Koszt programu 500+ w 2018 roku to około 25 mld złotych, zatem łatwo policzyć, że można by, przy całkowitym wyrugowaniu korupcji, śmiało przeznaczyć 1500 złotych na każde dziecko z programu 500+, bez żadnego obciążenia dla budżetu.

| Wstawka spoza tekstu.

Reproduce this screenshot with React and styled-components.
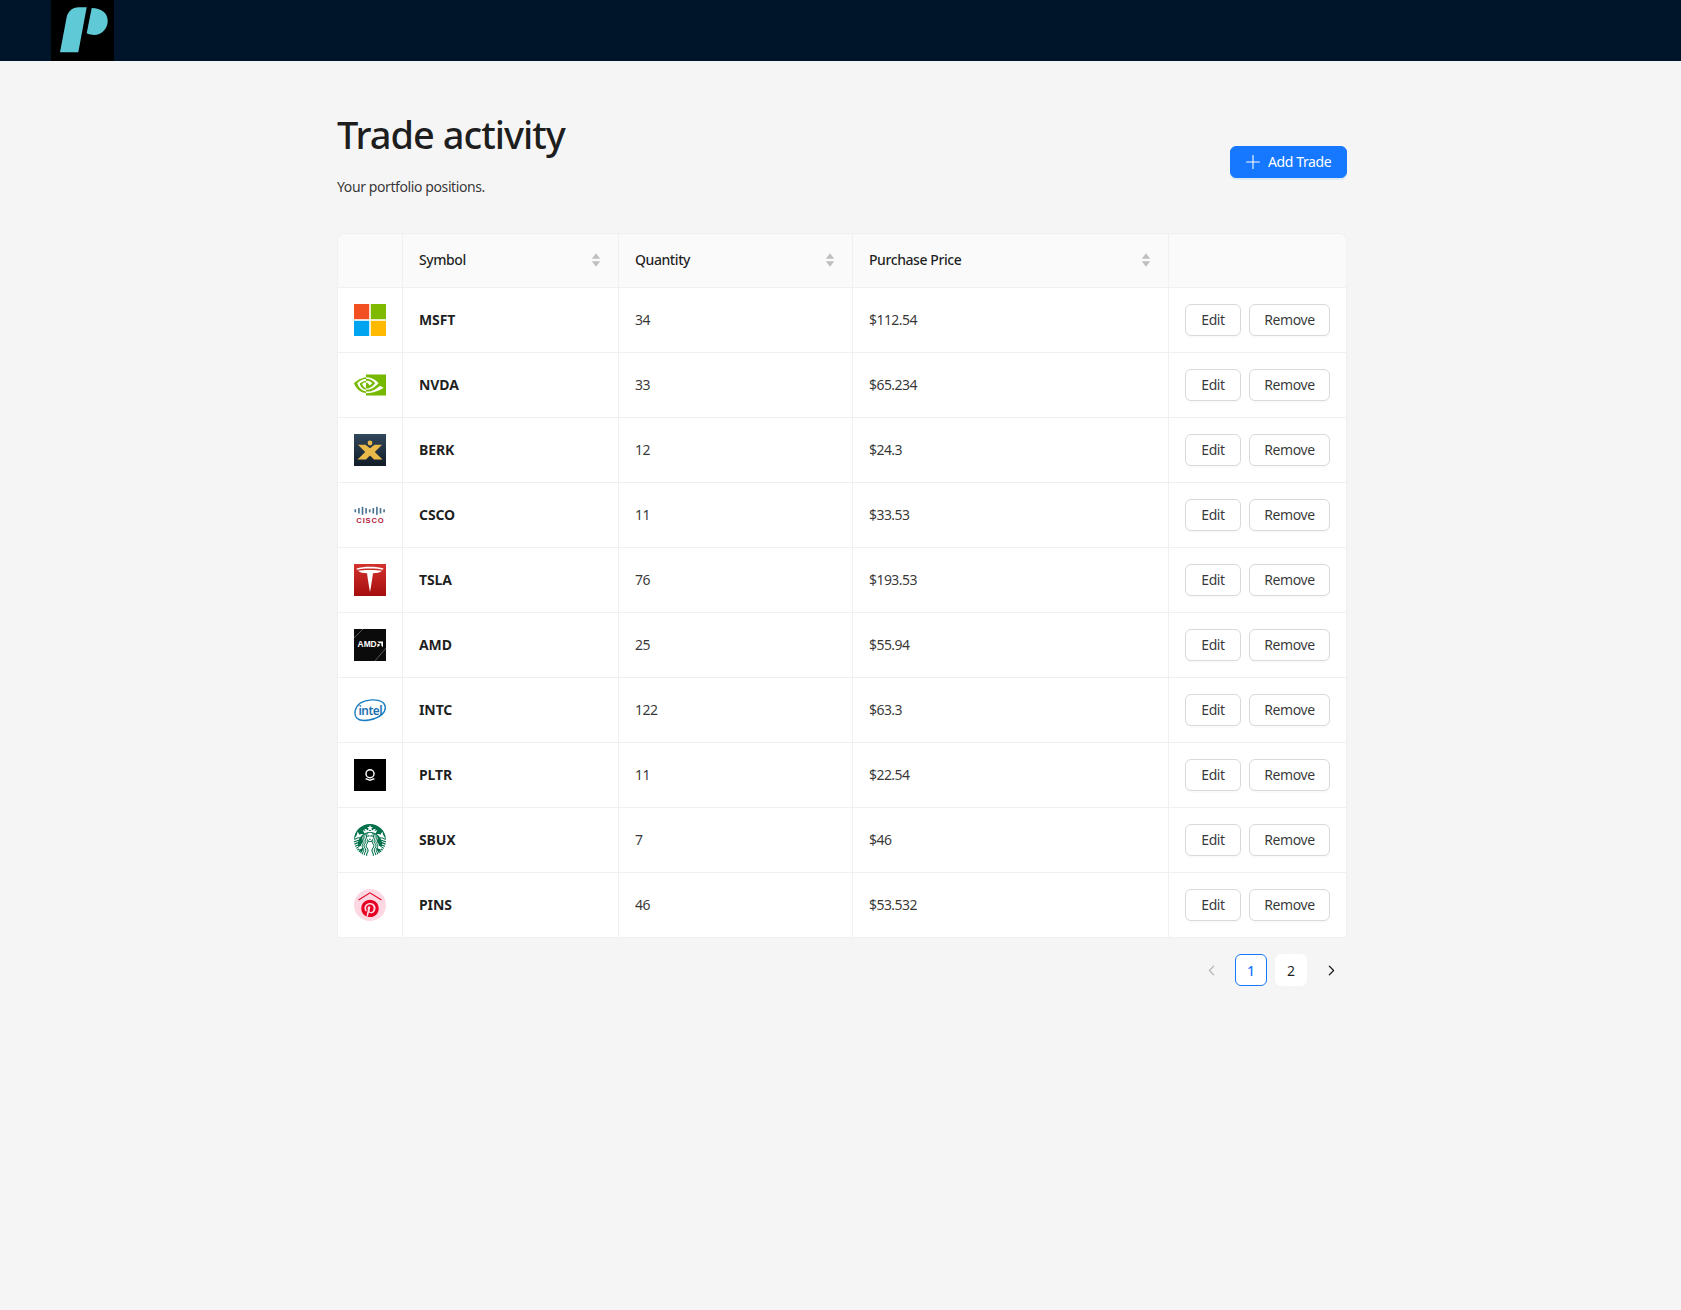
import React from 'react';
import styled, { createGlobalStyle } from 'styled-components';
import { Plus, ChevronLeft, ChevronRight } from 'lucide-react';
import { FaPinterest } from 'react-icons/fa';
import { SiNvidia, SiStarbucks, SiPalantir } from 'react-icons/si';

const Global = createGlobalStyle`
  html, body { margin: 0; padding: 0; background: #f5f5f5; }
  body { font-family: "Noto Sans", "Open Sans", sans-serif; font-size: 14px; color: rgba(0,0,0,.88); min-height: 1310px; }
  * { box-sizing: border-box; }
`;
const Header = styled.header`height: 61px; background: #001529; padding-left: 51px; display: flex;`;
const LogoBox = styled.div`width: 63px; height: 61px; background: #000; display: flex;`;
const Main = styled.main`padding: 46px 334px 0 337px;`;
const TitleRow = styled.div`display: flex; justify-content: space-between; align-items: flex-start; margin-bottom: 35px;`;
const Title = styled.h1`margin: 0 0 15px; font-size: 38px; font-weight: 500; line-height: 54px; letter-spacing: -1px; color: rgba(0,0,0,.88);`;
const Sub = styled.p`margin: 0; font-size: 14px; line-height: 22px; letter-spacing: -0.4px; color: rgba(0,0,0,.8);`;
const BaseButton = styled.button`
  height: 32px; border-radius: 6px; font-family: inherit; font-size: 14px; letter-spacing: -0.4px;
  display: inline-flex; align-items: center; cursor: pointer;
`;
const PrimaryButton = styled(BaseButton)`
  width: 117px; margin-top: 39px; padding: 0 0 2px 11px; background: #1677ff; color: #fff; border: 1px solid #1677ff;
  gap: 4px; justify-content: flex-start; box-shadow: 0 2px 0 rgba(5,145,255,.1);
  svg { margin-top: 1px; }
`;
const GhostButton = styled(BaseButton)`
  width: ${p => p.$w}px; padding: 0 0 2px; justify-content: center; background: #fff; color: rgba(0,0,0,.8);
  border: 1px solid #d9d9d9; box-shadow: 0 2px 0 rgba(0,0,0,.02);
`;
const Card = styled.div`background: #fff; border-radius: 8px 8px 0 0; overflow: hidden; border: 1px solid #f0f0f0; border-bottom: 0;`;
const Table = styled.table`width: 100%; border-collapse: separate; border-spacing: 0; table-layout: fixed;`;
const Th = styled.th`
  height: 54px; padding: 15px 17px 17px 16px; background: #fafafa; text-align: left; font-weight: 500; letter-spacing: -0.42px;
  border-bottom: 1px solid #f0f0f0; border-right: 1px solid #f0f0f0;
  &:last-child { border-right: 0; }
`;
const ThInner = styled.div`display: flex; justify-content: space-between; align-items: center;`;
const Td = styled.td`
  height: 65px; padding: 16px; border-bottom: 1px solid #f0f0f0; border-right: 1px solid #f0f0f0; vertical-align: middle;
  &:last-child { border-right: 0; }
`;
const TextTd = styled(Td)`padding: 15px 16px 17px; letter-spacing: -0.55px; color: rgba(0,0,0,.8);`;
const Symbol = styled.span`font-weight: 700; letter-spacing: -0.1px; color: rgba(0,0,0,.88);`;
const Actions = styled.div`display: flex; gap: 8px;`;
const LogoSvg = styled.svg`display: block; width: 32px; height: 32px;`;
const Pager = styled.nav`display: flex; justify-content: flex-end; gap: 8px; margin-top: 16px;`;
const PageItem = styled.div`
  width: 32px; height: 32px; border-radius: 6px; display: flex; align-items: center; justify-content: center;
  background: ${p => p.$plain ? 'transparent' : '#fff'};
  border: 1px solid ${p => p.$active ? '#1677ff' : 'transparent'};
  color: ${p => p.$active ? '#1677ff' : p.$off ? 'rgba(0,0,0,.25)' : 'rgba(0,0,0,.88)'};
  font-weight: ${p => p.$active ? 500 : 400};
`;

const Sorter = () => (
  <svg width="10" height="14" viewBox="0 0 10 14" aria-hidden="true">
    <path d="M5 0.3 L9.2 5.8 H0.8 Z M5 13.7 L0.8 8.2 H9.2 Z" fill="#bfbfbf" />
  </svg>
);

const Msft = () => (
  <LogoSvg viewBox="0 0 32 32">
    <rect width="15.2" height="15.2" fill="#f25022" />
    <rect x="16.8" width="15.2" height="15.2" fill="#7fba00" />
    <rect y="16.8" width="15.2" height="15.2" fill="#00a4ef" />
    <rect x="16.8" y="16.8" width="15.2" height="15.2" fill="#ffb900" />
  </LogoSvg>
);
const Nvda = () => <SiNvidia size={32} color="#76b900" style={{ display: 'block' }} />;
const Berk = () => (
  <LogoSvg viewBox="0 0 32 32">
    <defs>
      <linearGradient id="bk" x1="0" y1="0" x2="0" y2="1">
        <stop offset="0" stopColor="#31475b" />
        <stop offset="1" stopColor="#121c28" />
      </linearGradient>
    </defs>
    <rect width="32" height="32" fill="url(#bk)" />
    <circle cx="16" cy="9" r="2.4" fill="#e9b949" />
    <path d="M4 10.8 H11.5 L16 14.2 L20.5 10.8 H28 L20.8 18 L28.5 25.5 H20 L16 21.6 L12 25.5 H3.5 L11.2 18 Z" fill="#e9b949" />
  </LogoSvg>
);
const barHeights = [3, 5.5, 8, 5.5, 3, 5.5, 8, 5.5, 3];
const Csco = () => (
  <LogoSvg viewBox="0 0 32 32">
    {barHeights.map((h, i) => (
      <rect key={i} x={0.5 + i * 3.6} y={11.8 - h / 2} width="1.6" height={h} fill="#46708e" />
    ))}
    <text x="16.4" y="24.4" textAnchor="middle" fontFamily="Liberation Sans, sans-serif" fontWeight="700" fontSize="7.6" letterSpacing=".8" fill="#b31b3f">CISCO</text>
  </LogoSvg>
);
const Tsla = () => (
  <LogoSvg viewBox="0 0 32 32">
    <defs>
      <linearGradient id="ts" x1="0" y1="0" x2="0" y2="1">
        <stop offset="0" stopColor="#d3322c" />
        <stop offset="1" stopColor="#a50d0e" />
      </linearGradient>
    </defs>
    <rect width="32" height="32" fill="url(#ts)" />
    <path d="M2.5 4.6 C9 2.2 23 2.2 29.5 4.6 L29 5.8 C23 4.2 9 4.2 3 5.8 Z" fill="#fff" />
    <path d="M4 6.8 C9 5.6 23 5.6 28 6.8 C26 8.6 22.5 9.3 19 9.3 C18.2 15 17 23 16 28 C15 23 13.8 15 13 9.3 C9.5 9.3 6 8.6 4 6.8 Z" fill="#fff" />
  </LogoSvg>
);
const Amd = () => (
  <LogoSvg viewBox="0 0 32 32">
    <rect width="32" height="32" fill="#0b0b0b" />
    <path d="M0 9 L9 0 M21 32 L32 19" stroke="#5a5a5a" strokeWidth="1" />
    <text x="3.6" y="18" fontFamily="Liberation Sans, sans-serif" fontWeight="700" fontSize="8.4" fill="#fff">AMD</text>
    <path d="M23.4 12.6 H29 V18.3 L27.3 16.6 V14.3 H25.1 Z M23.4 15 L25.6 15 V16.8 L23.4 18.3 Z" fill="#fff" />
  </LogoSvg>
);
const Intc = () => (
  <LogoSvg viewBox="0 0 32 32">
    <path d="M6 9.2 C13 5.2 23 5 27.5 7.5 C32 10 33 16 28 20.4 C22 25.6 8 29 3 24.2 C-0.8 20.4 1 13 6 9.2" fill="none" stroke="#1a7cc0" strokeWidth="1.4" />
    <text x="4.4" y="20.6" fontFamily="Noto Sans, sans-serif" fontWeight="600" fontSize="11.8" fill="#1a6fb0" letterSpacing="-.4">intel</text>
  </LogoSvg>
);
const Pltr = () => (
  <LogoSvg viewBox="0 0 32 32">
    <rect width="32" height="32" fill="#000" />
    <SiPalantir x="10" y="10" size={12} color="#fff" />
  </LogoSvg>
);
const Sbux = () => <SiStarbucks size={32} color="#00704a" style={{ display: 'block' }} />;
const Pins = () => (
  <LogoSvg viewBox="0 0 32 32">
    <circle cx="16" cy="16" r="16" fill="#fcd8e2" />
    <path d="M4.5 11 L16 3.8 L27.5 11" fill="none" stroke="#e60023" strokeWidth="1.1" />
    <FaPinterest x="7" y="10.4" size={18} color="#e60023" />
  </LogoSvg>
);

const rows = [
  ['MSFT', '34', '$112.54', Msft],
  ['NVDA', '33', '$65.234', Nvda],
  ['BERK', '12', '$24.3', Berk],
  ['CSCO', '11', '$33.53', Csco],
  ['TSLA', '76', '$193.53', Tsla],
  ['AMD', '25', '$55.94', Amd],
  ['INTC', '122', '$63.3', Intc],
  ['PLTR', '11', '$22.54', Pltr],
  ['SBUX', '7', '$46', Sbux],
  ['PINS', '46', '$53.532', Pins],
];

export default function App() {
  return (
    <>
      <Global />
      <Header>
        <LogoBox>
          <svg width="63" height="61" viewBox="0 0 63 61">
            <path d="M9 52.3 L27.3 52.3 L35.7 7.3 L28 7.3 C21 7.3 16.5 12 15.5 18 Z" fill="#5fc9d6" />
            <path d="M40.7 8 C50 8 56.7 13 56.7 21 C56.7 29 50 35 43.3 35 C40.5 35 38 34.5 35.7 33.3 Z" fill="#5fc9d6" />
          </svg>
        </LogoBox>
      </Header>
      <Main>
        <TitleRow>
          <div>
            <Title>Trade activity</Title>
            <Sub>Your portfolio positions.</Sub>
          </div>
          <PrimaryButton><Plus size={22} strokeWidth={1.2} />Add Trade</PrimaryButton>
        </TitleRow>
        <Card>
          <Table>
            <colgroup>
              <col style={{ width: 65 }} />
              <col style={{ width: 216 }} />
              <col style={{ width: 234 }} />
              <col style={{ width: 316 }} />
              <col />
            </colgroup>
            <thead>
              <tr>
                <Th />
                <Th><ThInner>Symbol<Sorter /></ThInner></Th>
                <Th><ThInner>Quantity<Sorter /></ThInner></Th>
                <Th><ThInner>Purchase Price<Sorter /></ThInner></Th>
                <Th />
              </tr>
            </thead>
            <tbody>
              {rows.map(([s, q, p, L]) => (
                <tr key={s}>
                  <Td><L /></Td>
                  <TextTd><Symbol>{s}</Symbol></TextTd>
                  <TextTd>{q}</TextTd>
                  <TextTd>{p}</TextTd>
                  <Td>
                    <Actions>
                      <GhostButton $w={56}>Edit</GhostButton>
                      <GhostButton $w={81}>Remove</GhostButton>
                    </Actions>
                  </Td>
                </tr>
              ))}
            </tbody>
          </Table>
        </Card>
        <Pager>
          <PageItem $plain $off><ChevronLeft size={17} strokeWidth={1.7} /></PageItem>
          <PageItem $active>1</PageItem>
          <PageItem>2</PageItem>
          <PageItem $plain><ChevronRight size={17} strokeWidth={1.7} /></PageItem>
        </Pager>
      </Main>
    </>
  );
}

Raport Transparency International tak odnosi się do kwestii korupcji: „W zbyt wielu krajach ludzie są pozbawieni najbardziej podstawowych potrzeb i każdego wieczora kładą się spać głodni z powodu korupcji, podczas gdy potężni i skorumpowani ludzie bezkarnie cieszą się rozrzutnym stylem życia. Wzajemne oddziaływanie korupcji i nierówności zasila również populizm. Podczas gdy tradycyjni politycy ponoszą porażkę w walce z korupcją, ludzie stają się cyniczni. Coraz więcej osób zwraca się w stronę populistycznych liderów, którzy obiecują przerwać cykl korupcji i przywilejów" - czytamy w raporcie. "Jednak może to raczej wzmagać niż zmniejszać napięcia, które w pierwszej kolejności zasilają nagły wzrost populistów. W takich okolicznościach kwitnie wielka korupcja" - podkreślono. "Przypadki państwowego koncernu paliwowego Petrobras i firmy budowlanej Odebrecht w Brazylii czy losy byłego prezydenta Ukrainy Wiktora Janukowycza pokazują, jak na skutek zmowy między przedsiębiorstwami i politykami z gospodarek narodowych wyprowadzane są miliardy dolarów, powodując że nieliczni korzystają kosztem większości" - zwraca uwagę TI. I dodaje, że "ten rodzaj wielkiej korupcji systemowej narusza prawa człowieka, przeciwdziała trwałemu rozwojowi i podsyca wykluczenie społeczne". Wyżej notowane w rankingu kraje "mają zwykle wyższy poziom wolności prasy, dostępu do informacji na temat wydatków publicznych, mocniejsze standardy uczciwości urzędników publicznych i niezależnego systemu wymiaru sprawiedliwości".  

W Polsce zostaliśmy pozbawieni niezawisłego wymiaru sprawiedliwości, coraz częściej mówi się o nacjonalizacji mediów. Jak w kraju z końca listy rankingu korupcyjnego.

Pytanie z okazji 100 lecia niepodległości - tego właśnie chcieliśmy? Powrotu do rosyjskiego rozumienia państwa?